Linke, a 56-year-old blonde who danced with Pina Bausch‘s Tanztheater Wuppertal and directed the Folkwang School (one of the most influential dance schools in Europe) is known for her riveting psychological solos. She had gone to the village of Toubab Dialaw in the inaugural season of a new school for contemporary dance, Jant-Bi, (which means sun) at the invitation of its renowned director, dancer Germaine Acogny. Europe and the dance world know Acogny for running Maurice Bejart‘s modernist dance school in Senegal and her dance Ye’ou, the Awakening — given an award by Time Out London in 1991. She met Linke accidentally in Vienna five years ago, and they became friends and collaborators.

The title of Le Coq est Mort is a reference to Senegal’s desire to be free of French colonial “roosters.” But it is also emblematic of a perverse levity that infuses Le Coq — all those involved in the work wanted to kill the roosters that woke them too early each morning before rehearsals.

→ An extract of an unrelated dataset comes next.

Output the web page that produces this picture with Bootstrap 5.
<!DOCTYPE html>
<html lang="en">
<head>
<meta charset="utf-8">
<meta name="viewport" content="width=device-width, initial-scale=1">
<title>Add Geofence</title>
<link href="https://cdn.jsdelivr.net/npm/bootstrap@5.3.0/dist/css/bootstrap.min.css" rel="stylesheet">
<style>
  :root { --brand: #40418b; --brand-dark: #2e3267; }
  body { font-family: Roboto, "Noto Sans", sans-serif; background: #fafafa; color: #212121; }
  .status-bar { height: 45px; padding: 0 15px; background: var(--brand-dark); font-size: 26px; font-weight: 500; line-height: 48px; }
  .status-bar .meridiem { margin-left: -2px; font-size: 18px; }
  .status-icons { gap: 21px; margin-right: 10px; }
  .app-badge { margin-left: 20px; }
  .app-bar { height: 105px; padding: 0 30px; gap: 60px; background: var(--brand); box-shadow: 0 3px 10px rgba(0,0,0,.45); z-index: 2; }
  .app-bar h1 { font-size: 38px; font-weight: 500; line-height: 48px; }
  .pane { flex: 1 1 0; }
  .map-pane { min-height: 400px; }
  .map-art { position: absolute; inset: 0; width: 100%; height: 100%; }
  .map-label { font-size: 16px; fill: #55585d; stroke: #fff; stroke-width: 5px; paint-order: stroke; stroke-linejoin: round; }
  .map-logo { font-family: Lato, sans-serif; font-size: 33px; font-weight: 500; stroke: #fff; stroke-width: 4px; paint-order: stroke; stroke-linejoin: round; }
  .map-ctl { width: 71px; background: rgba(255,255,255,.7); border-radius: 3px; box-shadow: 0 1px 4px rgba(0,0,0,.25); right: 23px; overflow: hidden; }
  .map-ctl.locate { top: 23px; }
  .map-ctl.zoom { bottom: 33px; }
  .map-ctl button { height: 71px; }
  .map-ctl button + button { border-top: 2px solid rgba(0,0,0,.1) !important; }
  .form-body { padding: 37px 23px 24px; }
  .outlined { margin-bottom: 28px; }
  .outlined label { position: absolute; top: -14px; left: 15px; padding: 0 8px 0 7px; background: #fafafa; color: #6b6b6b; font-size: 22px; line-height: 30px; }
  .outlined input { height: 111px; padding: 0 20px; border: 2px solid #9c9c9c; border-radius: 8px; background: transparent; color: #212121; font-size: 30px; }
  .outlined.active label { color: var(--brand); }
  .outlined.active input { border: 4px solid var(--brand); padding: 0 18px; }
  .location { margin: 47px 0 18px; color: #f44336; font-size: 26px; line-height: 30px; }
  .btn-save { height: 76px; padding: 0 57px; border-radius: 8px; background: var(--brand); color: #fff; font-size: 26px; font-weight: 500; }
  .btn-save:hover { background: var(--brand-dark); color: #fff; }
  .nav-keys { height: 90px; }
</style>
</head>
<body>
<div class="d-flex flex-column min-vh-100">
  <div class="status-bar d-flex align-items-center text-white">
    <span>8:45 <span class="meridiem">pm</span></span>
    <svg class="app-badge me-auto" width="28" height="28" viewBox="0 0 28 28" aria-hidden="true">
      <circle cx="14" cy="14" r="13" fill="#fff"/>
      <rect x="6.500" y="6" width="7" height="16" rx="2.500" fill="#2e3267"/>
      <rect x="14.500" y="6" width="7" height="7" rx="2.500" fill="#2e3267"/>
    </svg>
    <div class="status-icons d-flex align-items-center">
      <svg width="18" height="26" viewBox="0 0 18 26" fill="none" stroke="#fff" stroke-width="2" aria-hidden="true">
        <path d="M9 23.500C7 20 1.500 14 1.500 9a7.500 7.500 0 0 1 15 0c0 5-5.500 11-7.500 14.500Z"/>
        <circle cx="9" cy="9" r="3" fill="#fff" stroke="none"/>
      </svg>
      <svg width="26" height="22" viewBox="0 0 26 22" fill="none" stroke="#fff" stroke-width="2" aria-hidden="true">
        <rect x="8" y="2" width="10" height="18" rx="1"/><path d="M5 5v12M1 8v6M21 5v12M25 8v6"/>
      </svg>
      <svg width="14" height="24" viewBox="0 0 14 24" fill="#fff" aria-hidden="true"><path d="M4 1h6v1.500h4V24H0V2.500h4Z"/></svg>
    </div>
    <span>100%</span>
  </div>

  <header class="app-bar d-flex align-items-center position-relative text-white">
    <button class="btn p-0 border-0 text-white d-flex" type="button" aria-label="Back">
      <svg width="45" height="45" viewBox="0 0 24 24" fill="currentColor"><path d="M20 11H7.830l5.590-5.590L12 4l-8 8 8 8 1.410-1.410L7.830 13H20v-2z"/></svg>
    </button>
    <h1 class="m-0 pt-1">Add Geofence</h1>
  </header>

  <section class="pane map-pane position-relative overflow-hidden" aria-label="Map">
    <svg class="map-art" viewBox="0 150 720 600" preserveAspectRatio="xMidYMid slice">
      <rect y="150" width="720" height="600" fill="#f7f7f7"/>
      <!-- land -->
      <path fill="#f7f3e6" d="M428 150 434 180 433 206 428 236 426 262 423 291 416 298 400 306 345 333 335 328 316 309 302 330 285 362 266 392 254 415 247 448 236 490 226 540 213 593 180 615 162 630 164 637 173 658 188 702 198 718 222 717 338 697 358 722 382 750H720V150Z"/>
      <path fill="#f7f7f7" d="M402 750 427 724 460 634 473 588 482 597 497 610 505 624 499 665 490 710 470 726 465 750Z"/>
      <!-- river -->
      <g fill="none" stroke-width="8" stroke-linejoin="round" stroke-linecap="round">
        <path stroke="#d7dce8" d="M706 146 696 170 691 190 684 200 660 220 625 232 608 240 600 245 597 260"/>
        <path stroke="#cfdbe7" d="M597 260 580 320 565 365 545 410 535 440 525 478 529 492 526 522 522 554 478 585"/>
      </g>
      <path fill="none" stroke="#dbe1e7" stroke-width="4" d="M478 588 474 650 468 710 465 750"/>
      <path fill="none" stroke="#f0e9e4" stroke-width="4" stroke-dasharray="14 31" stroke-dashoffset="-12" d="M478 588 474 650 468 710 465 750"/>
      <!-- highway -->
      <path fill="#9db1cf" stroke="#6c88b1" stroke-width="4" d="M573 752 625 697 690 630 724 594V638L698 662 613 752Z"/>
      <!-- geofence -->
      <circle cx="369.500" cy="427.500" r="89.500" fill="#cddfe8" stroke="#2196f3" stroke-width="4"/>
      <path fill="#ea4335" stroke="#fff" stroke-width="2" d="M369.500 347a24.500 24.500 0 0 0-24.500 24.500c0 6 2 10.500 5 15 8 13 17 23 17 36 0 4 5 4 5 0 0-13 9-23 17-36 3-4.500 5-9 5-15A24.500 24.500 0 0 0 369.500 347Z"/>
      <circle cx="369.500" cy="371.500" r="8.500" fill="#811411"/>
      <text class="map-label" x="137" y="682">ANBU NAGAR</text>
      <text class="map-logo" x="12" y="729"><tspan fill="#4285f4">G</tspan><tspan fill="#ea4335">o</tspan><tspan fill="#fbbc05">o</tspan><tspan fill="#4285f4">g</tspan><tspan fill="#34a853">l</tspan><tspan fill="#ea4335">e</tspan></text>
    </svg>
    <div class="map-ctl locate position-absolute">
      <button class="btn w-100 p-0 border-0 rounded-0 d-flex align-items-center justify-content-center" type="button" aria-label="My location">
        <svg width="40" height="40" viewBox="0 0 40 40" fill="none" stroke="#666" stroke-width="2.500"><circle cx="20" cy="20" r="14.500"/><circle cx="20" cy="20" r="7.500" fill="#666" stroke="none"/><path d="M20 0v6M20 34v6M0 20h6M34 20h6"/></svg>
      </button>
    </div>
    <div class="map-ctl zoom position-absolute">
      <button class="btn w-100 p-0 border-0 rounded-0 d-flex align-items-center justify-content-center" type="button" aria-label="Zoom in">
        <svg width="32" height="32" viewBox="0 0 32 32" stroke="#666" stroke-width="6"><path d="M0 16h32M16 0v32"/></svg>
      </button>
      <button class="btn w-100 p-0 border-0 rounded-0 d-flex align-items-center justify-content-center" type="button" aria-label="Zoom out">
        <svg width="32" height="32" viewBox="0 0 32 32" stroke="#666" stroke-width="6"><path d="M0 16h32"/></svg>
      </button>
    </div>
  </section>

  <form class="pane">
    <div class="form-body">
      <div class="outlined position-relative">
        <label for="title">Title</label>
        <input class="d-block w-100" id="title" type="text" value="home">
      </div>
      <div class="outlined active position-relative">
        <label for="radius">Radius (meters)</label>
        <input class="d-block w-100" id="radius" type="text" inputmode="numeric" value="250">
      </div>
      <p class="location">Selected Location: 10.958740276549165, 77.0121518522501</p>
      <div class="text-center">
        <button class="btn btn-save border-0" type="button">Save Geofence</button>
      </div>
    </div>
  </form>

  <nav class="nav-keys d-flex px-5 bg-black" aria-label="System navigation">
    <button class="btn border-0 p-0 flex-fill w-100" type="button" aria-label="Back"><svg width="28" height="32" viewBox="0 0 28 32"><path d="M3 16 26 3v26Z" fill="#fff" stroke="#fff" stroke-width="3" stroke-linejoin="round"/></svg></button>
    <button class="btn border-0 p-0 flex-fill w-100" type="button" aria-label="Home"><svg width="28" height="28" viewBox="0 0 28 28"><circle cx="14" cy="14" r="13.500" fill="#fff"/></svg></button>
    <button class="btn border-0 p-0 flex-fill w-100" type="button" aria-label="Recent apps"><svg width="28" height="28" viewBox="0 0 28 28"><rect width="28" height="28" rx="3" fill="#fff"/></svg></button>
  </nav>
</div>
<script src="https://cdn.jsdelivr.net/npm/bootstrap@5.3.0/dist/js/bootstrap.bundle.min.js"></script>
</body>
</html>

The dancers helped develop Le Coq est Mort‘s movement phrases through improvisation, but there is nothing accidental about the work. While Linke carefully incorporated Jant-Bi’s ideas into her early concepts, her assistant and co-choreographer, Israeli Avi Kaiser, guided them in leaping and falling in the difficult-to-navigate sand which, as their only rehearsal space, became integral to the work.

At its U.S. première last August, 10 tons of sand were poured onto the dance floor. No telling how much will be poured on the Gammage stage — or how this troupe was booked here direct from its Kennedy Center appearance on April 6 and 7. Gammage staff was unavailable for interview by presstime.

There are social and political implications of the show, too, that I would have asked the ASU presenters about. The dancers, dressed in suits and carrying briefcases, march barefoot through the sand and imbibe champagne. Eventually they strip down to their trousers, seemingly devolving from so-called civilized men to apes. Eyebrows were raised all over Europe during its extensive tour last year — and more so in East Coast media — about the political correctness of showing African men so primitively. Asked by a New York Times reporter whether a white choreographer can have black dancers mimic animals, Linke answered, “To me, it’s a symbol of an ancestor we all share.”

Jant-Bi insisted on keeping the section for its core beauty as well as its technical challenges. The dancers are indeed awesome as they dig deep into our evolutionary roots, reminding us that we are never far away from our origins. The work’s brilliance lies in the intellectual and emotional central message shared by the African, Germanic and Jewish races involved: man’s alienation from the sources of life. Without giving away the ending, Le Coq ultimately shows our commonality and our horrific folly as humans.